Gender and Technology: The Invisible Labor of Semiconductor Production

The discussion focuses entirely on engineering and capital allocation while erasing the gendered division of labor fundamental to semiconductor manufacturing. Women constitute the majority of assembly line workers in electronics manufacturing, performing repetitive precision work under hazardous conditions for wages substantially below their male counterparts.
Chinese semiconductor development proceeds on the backs of predominantly female workers whose labor remains invisible in discussions of “national technological achievement.” Any analysis claiming to advance justice must center these workers’ experiences and demand not merely Chinese technological sovereignty, but worker control over production conditions.
Islamic Economic Principles vs. Monopoly Capitalism
From an Islamic economic justice perspective, the 50-70% profit margins extracted by Western semiconductor monopolies represent riba (usury) through market domination rather than productive labor. The Quranic principle of economic circulation—that wealth should not accumulate in few hands—directly contradicts the monopolistic concentration in semiconductor supply chains.

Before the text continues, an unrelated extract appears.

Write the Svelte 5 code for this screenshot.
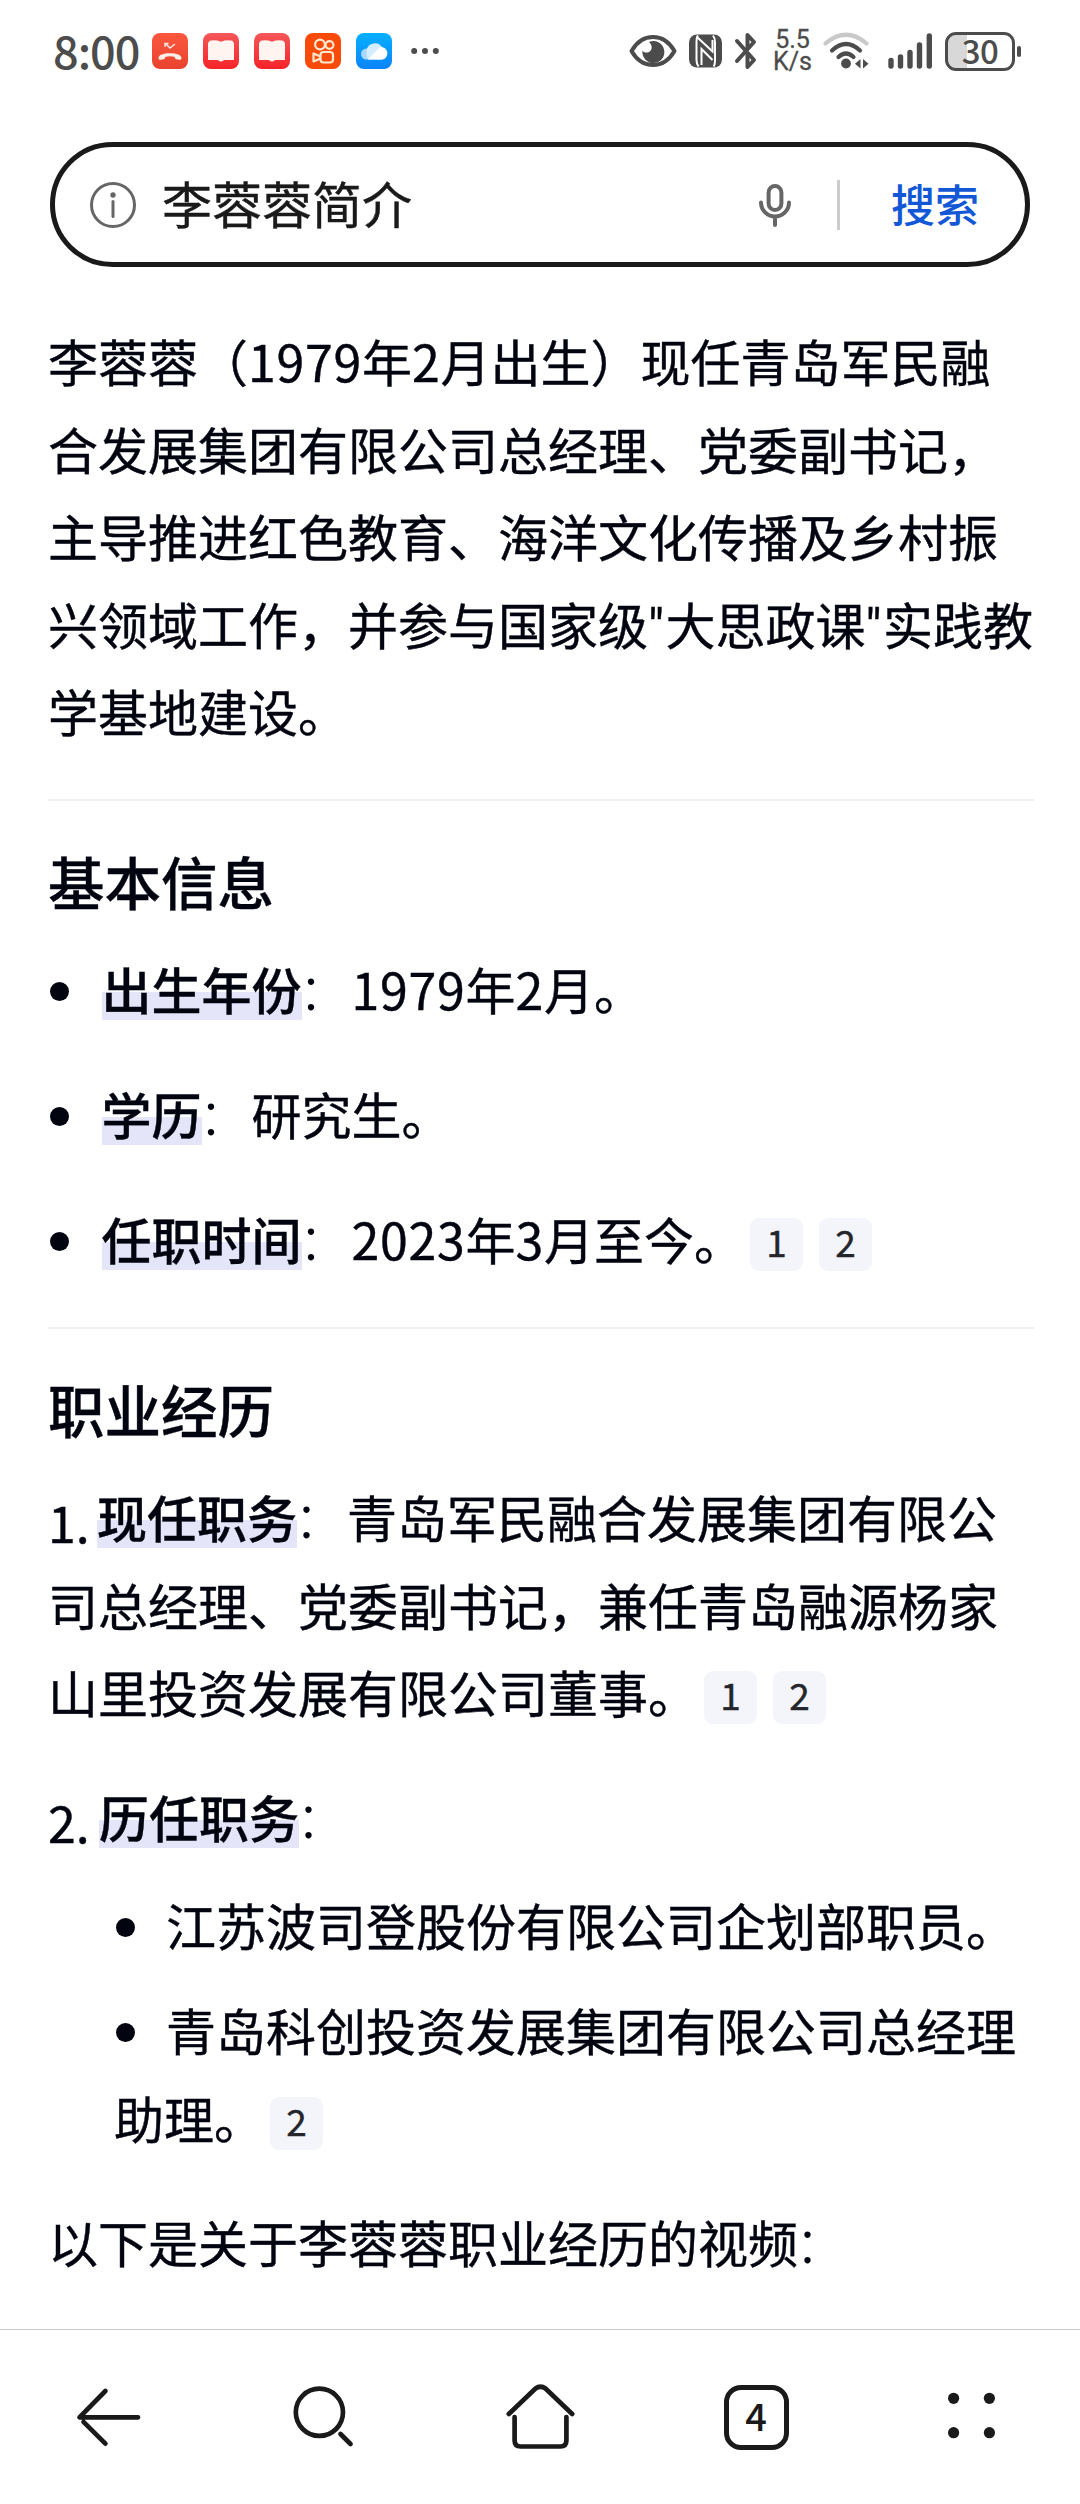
<script>
  const facts = [
    { label: '出生年份', parts: ['1979', '年', '2', '月。'], refs: [] },
    { label: '学历', parts: ['', '研究生。'], refs: [] },
    { label: '任职时间', parts: ['2023', '年', '3', '月至今。'], refs: [1, 2] }
  ];
</script>

{#snippet cite(list)}{#each list as n}<span class="cite">{n}</span>{/each}{/snippet}

{#snippet book(id)}
  <svg class="app" width="36" height="36" viewBox="0 0 36 36">
    <defs><linearGradient {id} x1="0" y1="0" x2="0" y2="1"><stop offset="0" stop-color="#f5575a" /><stop offset="1" stop-color="#f52328" /></linearGradient></defs>
    <rect width="36" height="36" rx="8" fill="url(#{id})" />
    <path d="M6.500 7.800Q12.500 6.500 18 8.800 23.500 6.500 29.500 7.800q.5 1.500 1.500 2.200v17h-9.500L18 28.800 14.500 27H5V10q1-.7 1.500-2.200z" fill="#fff4f0" />
  </svg>
{/snippet}

<div class="page">
  <header class="status">
    <span class="clock">8:00</span>
    <div class="apps">
      <svg width="36" height="36" viewBox="0 0 36 36">
        <defs><linearGradient id="call" x1="0" y1="0" x2="0" y2="1"><stop offset="0" stop-color="#fb573f" /><stop offset="1" stop-color="#e9432f" /></linearGradient></defs>
        <rect width="36" height="36" rx="8" fill="url(#call)" />
        <path d="M13.500 10.500l4.500 4.500 5-4M13 14v-3.500h3.500" fill="none" stroke="#ffe9e2" stroke-width="1.400" />
        <path d="M6.500 25c0-3.200 5-4.800 11.500-4.800s11.500 1.600 11.500 4.800c0 1.500-1 2-2.500 1.700l-2.600-.5c-1.400-.4-1.500-1-1.600-2.300-2.800-.8-6.800-.8-9.600 0-.1 1.300-.2 1.900-1.600 2.300l-2.600.5c-1.500.3-2.500-.2-2.500-1.700z" fill="#ffeee8" />
      </svg>
      {@render book('booka')}
      {@render book('bookb')}
      <svg width="36" height="36" viewBox="0 0 36 36">
        <rect width="36" height="36" rx="8" fill="#f84a08" />
        <g fill="none" stroke="#ffe8cf" stroke-width="2.200" stroke-linejoin="round">
          <circle cx="15" cy="11.500" r="4.900" /><circle cx="24.500" cy="12" r="3.900" />
          <rect x="15.500" y="19" width="12.500" height="10.500" rx="3" /><path d="M15.500 23.500L8.500 20.500v8l7-3" />
        </g>
      </svg>
      <svg width="36" height="36" viewBox="0 0 36 36">
        <defs><linearGradient id="sky" x1="0" y1="0" x2="0" y2="1"><stop offset="0" stop-color="#06b0ff" /><stop offset="1" stop-color="#0b84fb" /></linearGradient></defs>
        <rect width="36" height="36" rx="8" fill="url(#sky)" />
        <circle cx="10.500" cy="21" r="5.500" fill="#a8d8ff" />
        <path d="M12 26.500c-1.500-3-1.500-6-1.500-9a8.500 8.500 0 0 1 16-2.500 5.900 5.900 0 0 1-.5 11.500z" fill="#d3edff" />
        <path d="M12 26.500L24 14a6 6 0 0 1 2 12.500z" fill="#fff" />
      </svg>
    </div>
    <svg class="more" width="28" height="8" viewBox="0 0 28 8" fill="#4c4c4c"><circle cx="3.200" cy="4" r="3" /><circle cx="14" cy="4" r="3" /><circle cx="24.800" cy="4" r="3" /></svg>

    <div class="system">
      <svg width="48" height="34" viewBox="0 0 48 34">
        <path d="M2.500 17C8 7.500 15 3 24 3s16 4.500 21.500 14C40 26.500 33 31 24 31S8 26.500 2.500 17z" fill="none" stroke="#4c4c4c" stroke-width="4" stroke-linejoin="round" />
        <path d="M20 8a11 11 0 1 1-6.500 8.500C15 19.500 21 19.500 22.500 15c.8-2.800-.5-5-2.500-7z" fill="#4c4c4c" />
      </svg>
      <svg class="nfc" width="33" height="34" viewBox="0 0 33 34">
        <rect y=".5" width="33" height="33" rx="8" fill="#4c4c4c" />
        <g fill="none" stroke="#fff" stroke-width="2">
          <path d="M9 1.500Q7.500 3 7.500 8v18q0 4 2 6.500" />
          <path d="M24 1.500q2 2.500 2 6.500v18q0 5-1.500 6.500" />
          <path d="M8 3l15.500 14.500V6M12.500 31V15l11 11" />
        </g>
      </svg>
      <svg class="bt" width="24" height="38" viewBox="0 0 24 38" fill="none" stroke="#4c4c4c" stroke-width="4" stroke-linejoin="round" stroke-linecap="round">
        <path d="M3 9l17 19-6.500 7V23M3 29l17-19-6.500-7v12" />
      </svg>
      <div class="speed"><span>5.5</span><span>K/s</span></div>
      <svg class="wifi" width="46" height="38" viewBox="0 0 46 38" fill="none" stroke-width="4.200" stroke-linecap="round">
        <path d="M2.500 11.500Q23-6 43.500 11.500" stroke="#c9c9c9" />
        <path d="M9 18.500Q23 5.500 37 18.500M15.500 25Q23 18 30.500 25" stroke="#4c4c4c" />
        <circle cx="23" cy="31.500" r="4.900" fill="#4c4c4c" />
        <path d="M37.500 27v9.500L32 31.700zM40 27v9.500l5.500-4.800z" fill="#4c4c4c" />
      </svg>
      <svg class="signal" width="45" height="36" viewBox="0 0 45 36" stroke="#4c4c4c" stroke-width="5.400" stroke-linecap="round">
        <path d="M3 27.500V33M12.500 24V33M22 19.500V33M31.500 12V33M41.300 3V33" />
      </svg>
      <div class="battery"><span>30</span></div>
      <i class="cap"></i>
    </div>
  </header>

  <div class="search">
    <svg width="48" height="48" viewBox="0 0 48 48" fill="none" stroke="#666" stroke-width="3">
      <circle cx="24" cy="24" r="21.500" /><path d="M24 20.500v15" stroke-linecap="round" /><circle cx="24" cy="14" r="2.700" fill="#666" stroke="none" />
    </svg>
    <span class="query">李蓉蓉简介</span>
    <svg class="mic" width="34" height="44" viewBox="0 0 34 44" fill="none" stroke="#666" stroke-width="4" stroke-linecap="round">
      <rect x="10.600" y="3" width="12.800" height="24" rx="6.400" /><path d="M3 19.500a14 14 0 0 0 28 0M17 34v8" />
    </svg>
    <i class="divider"></i>
    <span class="go">搜索</span>
  </div>

  <main>
    <p>李蓉蓉（<span class="num">1979</span>年<span class="num">2</span>月出生）现任青岛军民融<br />合发展集团有限公司总经理、党委副书记，<br />主导推进红色教育、海洋文化传播及乡村振<br />兴领域工作，并参与国家级<span class="quote">"</span>大思政课<span class="quote">"</span>实践教<br />学基地建设。</p>

    <hr />
    <h2>基本信息</h2>
    <ul class="facts">
      {#each facts as f}
        <li><b>{f.label}</b><span class="colon">：</span>{#each f.parts as part, i}{#if i % 2 === 0}<span class="num">{part}</span>{:else}{part}{/if}{/each}{@render cite(f.refs)}</li>
      {/each}
    </ul>

    <hr />
    <h2>职业经历</h2>
    <div class="jobs">
      <p><span class="order">1.</span><b>现任职务</b><span class="colon">：</span>青岛军民融合发展集团有限公<br />司总经理、党委副书记，兼任青岛融源杨家<br />山里投资发展有限公司董事。{@render cite([1, 2])}</p>
      <p><span class="order two">2.</span><b>历任职务</b><span class="colon">：</span></p>
    </div>
    <ul class="past">
      <li>江苏波司登股份有限公司企划部职员。</li>
      <li>青岛科创投资发展集团有限公司总经理<br />助理。{@render cite([2])}</li>
    </ul>
    <p class="outro">以下是关于李蓉蓉职业经历的视频<span class="colon">：</span></p>
  </main>

  <nav>
    <div>
      <svg width="72" height="72" viewBox="0 0 72 72"><path d="M33.400 10L7.500 36.300H66M33.400 62.700L11.500 40.800" /></svg>
    </div>
    <div>
      <svg width="72" height="72" viewBox="0 0 72 72"><circle cx="31.400" cy="31.300" r="23.600" /><path d="M52.500 53l10 10" /></svg>
    </div>
    <div>
      <svg width="72" height="72" viewBox="0 0 72 72"><path d="M4.800 33L31.500 7.500Q36.500 4 41.500 7.500L68.200 33M10.600 36v23.500q0 6 6 6h39.800q6 0 6-6V36" /></svg>
    </div>
    <div><span class="tabs">4</span></div>
    <div>
      <svg width="72" height="72" viewBox="0 0 72 72"><g class="dots"><circle cx="17.600" cy="17.300" r="5.600" /><circle cx="53.400" cy="17.300" r="5.600" /><circle cx="17.600" cy="51.700" r="5.600" /><circle cx="53.400" cy="51.700" r="5.600" /></g></svg>
    </div>
  </nav>
</div>

<style>
  :global(body) { background: #fff; }
  .page {
    width: 1080px; height: 2504px; display: flex; flex-direction: column; overflow: hidden;
    font-family: "Noto Sans CJK SC", "Noto Sans", sans-serif; color: #020410; white-space: nowrap;
  }
  svg { display: block; flex: none; }

  .status { height: 102px; display: flex; align-items: center; padding-left: 53px; color: #4c4c4c; }
  .clock { width: 99px; font-size: 45px; line-height: 60px; font-weight: 500; letter-spacing: -1px; padding-bottom: 3px; }
  .apps { display: flex; gap: 15px; }
  .more { margin-left: 19px; }
  .system { margin-left: auto; padding-right: 59px; display: flex; align-items: center; }
  .nfc { margin-left: 12px; }
  .bt { margin-left: 12px; }
  .speed { width: 35px; margin-left: 17px; display: flex; flex-direction: column; align-items: center; font: 400 25px/22px Roboto, sans-serif; -webkit-text-stroke: .3px; }
  .wifi { margin-left: 13px; }
  .signal { margin-left: 19px; }
  .battery {
    box-sizing: border-box; width: 70px; height: 39px; margin-left: 12px; border: 3px solid #4c4c4c; border-radius: 11px;
    background: linear-gradient(90deg, #d8d8d8 19px, #fff 19px); font-size: 33px; font-weight: 500; line-height: 30px; text-align: center; letter-spacing: -.5px;
  }
  .cap { width: 4px; height: 11px; margin-left: 2px; border-radius: 2px; background: #4c4c4c; }

  .search {
    box-sizing: border-box; width: 980px; height: 125px; margin: 40px 0 0 50px; border: 5px solid #1a1a1a; border-radius: 63px;
    display: flex; align-items: center; padding-left: 34px; color: #1a1a1a;
  }
  .query { margin-left: 25px; padding-bottom: 5px; font-size: 50px; line-height: 72px; -webkit-text-stroke: .4px; }
  .mic { margin-left: auto; }
  .divider { width: 3px; height: 50px; margin-left: 45px; background: #ccc; }
  .go { margin: 0 46px 0 51px; padding-bottom: 4px; font-size: 44px; line-height: 64px; font-weight: 500; color: #1257d6; }

  main { padding: 50px 46px 0 48px; font-size: 50px; line-height: 87.5px; -webkit-text-stroke: .4px; }
  p, h2, ul { margin: 0; padding: 0; }
  ul { list-style: none; }
  hr { height: 2px; margin: 44.5px 0 38.5px; border: 0; background: #efeff1; }
  h2 { height: 80px; margin-bottom: 25.5px; font-size: 56.500px; line-height: 80px; font-weight: 500; }
  b { font-weight: 500; background: linear-gradient(transparent 40px, #e5e5fa 40px, #e5e5fa 68px, transparent 68px); }
  .num { letter-spacing: .75px; }
  .quote { font-family: Roboto, sans-serif; letter-spacing: 1.500px; line-height: 1; }
  .colon { margin: 0 3px 0 -3px; font-weight: 300; -webkit-text-stroke: 0; }
  .facts, .jobs { display: flex; flex-direction: column; gap: 37.5px; }
  li::before {
    content: ""; display: inline-block; width: 19px; height: 19px; border-radius: 50%; background: #020410;
    margin: 0 31px 0 2px; vertical-align: 9px;
  }
  .facts li::before { margin-right: 32.500px; }
  .order { display: inline-block; width: 49px; line-height: 60px; vertical-align: -5px; }
  .order.two { width: 51px; }
  .past { margin-top: 20px; padding-left: 66px; display: flex; flex-direction: column; gap: 18px; }
  .outro { margin-top: 37px; }
  .cite {
    display: inline-block; width: 53px; height: 53px; margin: 0 10px 0 6px; border-radius: 9px; background: #f4f5fb;
    color: #25262c; font-size: 37px; line-height: 46px; text-align: center; vertical-align: 3px; letter-spacing: 0;
  }

  nav { height: 174px; margin-top: auto; border-top: 1px solid #c9c9c9; display: grid; grid-template-columns: repeat(5, 1fr); align-items: center; }
  nav div { display: flex; justify-content: center; }
  nav svg { overflow: visible; fill: none; stroke: #1a1a1a; stroke-width: 4.700px; stroke-linecap: round; stroke-linejoin: round; }
  nav .dots { fill: #1a1a1a; stroke: none; }
  .tabs {
    box-sizing: border-box; width: 65px; height: 65px; border: 5px solid #1a1a1a; border-radius: 17px; color: #1a1a1a;
    font-size: 38px; line-height: 49px; font-weight: 500; text-align: center;
  }
</style>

China’s state-directed model, while hardly perfect, better reflects Islamic emphases on economic planning for collective welfare rather than individual accumulation. The Chinese approach prioritizes technological self-sufficiency and reduced foreign dependence—goals aligned with Islamic principles of communal strength and self-determination.
Export Controls as Imperial Gatekeeping
US semiconductor export restrictions represent not mere “national security” but attempts to maintain technological hegemony. These controls explicitly aim to prevent China from achieving parity in chip manufacturing—revealing how “free market” rhetoric serves imperial power projection.
One commenter noted the bitter irony: “Western companies sold our industrial manufacturing base to the Communist Party of China because the price was good.” Capital’s drive for cheap labor transferred manufacturing knowledge to China, then panicked when Chinese firms developed independent capabilities. Export controls attempt to close the stable door after capital itself opened it.
The GPU Market: Consumer Abandonment and Working-Class Consequences
Multiple commenters worry Nvidia’s focus on high-margin AI chips means abandoning consumer GPU production—potentially reducing supply by 40%. This illustrates capitalism’s core failure: production serves profit maximization, not human need. Gamers, hobbyists, and aspiring developers face soaring prices while corporations stockpile AI accelerators.
Chinese GPU development could fill this gap—if Western protectionism doesn’t ban imports. One commenter predicted exactly this scenario: “I fully expect that importing cheap GPUs and NPUs will be banned in the US, or tariff’d so heavily that it doesn’t matter.” Protecting Nvidia’s monopoly rents takes precedence over expanding technological access.
Free Electron Laser Lithography: Technological Leapfrogging
Several commenters discussed China potentially pursuing free electron laser (FEL) lithography rather than replicating ASML’s extreme ultraviolet (EUV) systems. FEL offers theoretical advantages: no tin debris, better wavelength control, higher efficiency. More critically, it represents an unchosen path—technology Western capital declined to develop because existing EUV investments required monetization first.
This exemplifies how capitalist innovation follows profitability, not technical optimality. China’s state-directed system can pursue technically superior but capital-intensive alternatives that private firms avoid. The Chinese desktop EUV system achieving 14nm fabrication suggests heterodox approaches may succeed.
The Human Cost: Workers vs. Geopolitical Competition
Lost in nationalist framing of US-China technological competition are the workers building these systems. Chinese semiconductor workers face intense pressure, long hours, and health hazards from chemical exposure. American tech workers experience layoffs, precarity, and displacement as firms chase margins rather than stability.
Both nations’ approaches sacrifice worker welfare for national technological prestige. True justice requires transnational worker solidarity rather than cheering either imperial power. Semiconductor workers worldwide share common interests in safe conditions, fair wages, and democratic control over production—interests subordinated to capital accumulation in the West and state power in China.
Conclusion: Beyond Binary Choices
The semiconductor competition reveals capitalism’s inherent contradictions: innovation requires massive coordination capital won’t provide; market discipline prevents necessary long-term investment; monopoly profits contradict competitive efficiency claims. China’s state-directed alternative demonstrates planning’s power while reproducing hierarchies of gender, labor exploitation, and elite control.
Neither model serves working people’s interests. The path forward requires democratic control over technological development—workers and communities determining what gets produced, how, and for whose benefit. Until then, we witness merely which elite faction—Western capital or Chinese state power—controls humanity’s technological future.